My View of the Berlin Wall: Ideology Has Consequences


With this week's 20th anniversary of the fall of the Berlin Wall, I am reminded that one of the most important experiences I've had in my life is that I got to see and feel that wall - and I don't mean just the powerful museum pieces at certain Presidential Libraries. I mean the real deal, in Germany, separating West and East Berlin. I will never ever forget it. Its stench is palpable to me even now.

When I saw it, I was in high school, in Germany on a church mission trip (another story for another day.) But the impact for me wasn't the mission in this case, it was my tour of what was then still East Berlin.

We got off our West Berlin tour bus at Checkpoint Charlie, and got onto a special East German tour bus. Before being allowed to enter East Germany, each one of us was questioned and frisked by machine gun toting military personnel. They did this right on the bus, row by row, keeping everyone confined until they were done.

After a bunch of threats related to rule keeping and staying with the tour group, verification of our identities, and finally being approved for entry, we were assigned a special government sanctioned tour guide. He was a large man with a friendly, yet intimidating way about him. I don't know if they were allowed to have bowling leagues in his country, but if they were, he was definitely a part of one. He wore the right shirt, anyway. I think he sincerely loved his job as tour guide. By the time we returned, I decided that he had the best job in the Eastern Bloc.

As we entered into East Berlin, the sun became blocked by a thick gray cloud cover that was mysteriously not present on the West side. Many of us remarked about this, and then the bus full of casually dressed tourists got quiet as we drove further into the country. The cloud gave the promise of rain, but didn't let out a drop. It merely provided a gloomy atmosphere that matched the looks on the faces of the East Germans we would encounter.

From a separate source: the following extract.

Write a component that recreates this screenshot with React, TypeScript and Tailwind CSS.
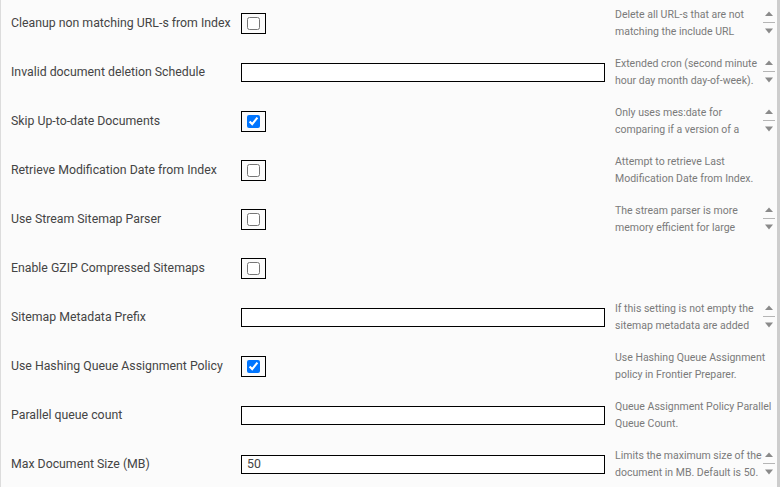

The tour guide had a well prepared script, filled with sometimes laughable communist propaganda. He proudly noted that there were ten building projects going on in East Berlin as part of a Gorbachev initiative with the East German government. Ten building projects didn't seem like a big deal to me. But, looking out the window of our rickety tour bus, it was clear why this rather hopeful statement was being made.

We were driving past these construction projects that were supposedly the first major projects since the end of World War II, more than 40 years earlier. Construction workers were clearing debris piles that had been left there since the end of the Nazi regime. For decades, citizens had lived among the bombed out buildings with who knows what under the piles. No wonder ten building projects was a good sign.

It is these workers that drew my attention the most. First of all, there were very few of them around, for what appeared to be large projects. Leaning on shovels, slowly tossing mix into cement mixers, these workers were hardly working. I remember their faces vividly to this day. Dirty and sad. They were moving slow and all had pronounced frowns as they looked longingly toward us free people on the bus. Every one of us noticed; no one said a word.

We eventually stopped for lunch at a government approved tourist break area. They had a western looking soda and ice cream shop, and a western looking bar and lunch stand. They even had western looking employees who wore the only smiles I saw outside of our bus.

I wasn't hungry.

It is at this point that one friend and I decided we'd like to visit some of the "non-tourist approved" locations, so we wandered off. We shouldn't have left the tour group. I'm also sure the tour guides shouldn't have allowed us to sneak off so easily. But somehow, we slipped away unnoticed.

We walked along a river that ran through the city until we came to a dock with some small rowboats tied to it. We stepped out and attempted to rent a boat from a recreational rental shack at the end of the short pier. The sad man inside clearly needed some business as no one was in a boat or riding a bike anywhere that we could see.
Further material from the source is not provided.